That’s a good question, especially since it turns out that one of them has financial ties to the very same leveraged-buyout industry he’s currently demonizing. Tim Pawlenty visited Radio Row at the Manchester Radisson and sat down with me for a few minutes to discuss the criticisms of Mitt Romney’s Bain Capital experience by Newt Gingrich, Jon Huntsman, and Rick Perry. Pawlenty, who endorsed Romney in August and is campaigning in New Hampshire this week for him, couldn’t quite believe that these remarks are coming from Republican candidates. Pawlenty is “really disappointed” that the Republican contenders are making “Democratic arguments” and using “class warfare,” and says the argument isn’t accurate anyway, since Bain actually created many more net jobs than were lost.
Pawlenty is the one who tipped me to this story, reported by both Fortune and the New York Times, which showed that Gingrich both investing in and worked on an advisory board for Forstmann Little — a competitor of Bain in the leveraged-buyout industry. Here’s Fortune:
Upon leaving Congress in 1999, the former Speaker joined private equity firm Forstmann Little & Co. as a member of its advisory board.
It is unclear how long Gingrich served on the advisory board, or how much he was paid. The campaign has not yet responded to a request for comment.
Forstmann Little was one of the world’s original leveraged buyout firms, although its founder — the late Teddy Forsmann — often railed against what he saw as over-leveraging by rival firms (presumably including Bain). It effectively began winding down operations in 2005, following a legal dispute with the State of Connecticut over failed investments in a pair of large communications companies. Forstmann Little lost the case at trial, but wasn’t required to pay any significant restitution (both deals were done within two years of Gingrich being named to the advisory board).
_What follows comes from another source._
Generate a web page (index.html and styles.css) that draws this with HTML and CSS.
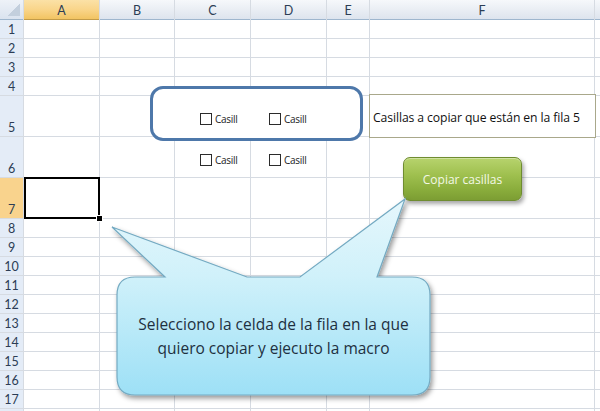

During Saturday night’s GOP primary debate in New Hampshire, Gingrich said: “I’m not nearly as enamored of a Wall Street model where you can flip companies, you can go in and have leveraged buyouts, you can basically take out all the money, leaving behind the workers.”
And here’s the NYT, which Gingrich cited as an authority during this weekend’s debates:
But Mr. Gingrich was himself on an advisory board for a major investment firm that had a similar business model, Forstmann Little, a pioneering private equity firm co-founded in 1978 by Theodore J. Forstmann that was, along with Mr. Romney’s Bain Capital and Henry R. Kravis’s Kohlberg Kravis & Roberts, among the leading private equity firms during the 1980s and 1990s.
Forstmann Little earned billions of dollars in profits from its investments in companies including General Instrument and Gulfstream Aerospace. But the firm shut down most of its operations a decade ago after suffering losses from ill-timed bets on highflying telecommunications companies at the height of that industry’s bubble.
Mr. Gingrich’s involvement with the firm could complicate his attacks on Mr. Romney. …
Mr. Gingrich would attend twice-a-year Forstmann Little advisory board meetings in Manhattan, which were held typically at the Four Seasons restaurant or at the ’21’ Club. The partners discussed potential investment with Mr. Gingrich, particularly those in the health-care industry.
Over time, Mr. Gingrich made investments in Forstmann Little portfolio companies.
So was Forstmann Little employing Gingrich as a historian?
Leaving the frozen event, Santorum also declined to take a shot at Romney over a remark earlier from the front-runner that he “likes to fire” workers who are not doing a good job.
“We try to hire good people, we try to keep them employed. If someone if obviously not performing their duty and their mission, obviously a business has a responsibility for the greater good of the business and the other employees to make sure that everybody there is pulling their weight,” Santorum said.
Asked whether Romney’s corporate takeover experience at Bain Capital would be a liability, Santorum said: “I’m not making it a liability. I believe in the private sector.”
Yeah, I remember when most Republicans used to believe in it, too. The irony in this is that the super-PAC backing Gingrich will use $5 million from Las Vegas casino owner Sheldon Adelson — who, by the way, is a good conservative and stalwart defender of right to work laws — to blast Romney for, essentially, betting on struggling companies — and having a better than 3-1 record in rescuing them.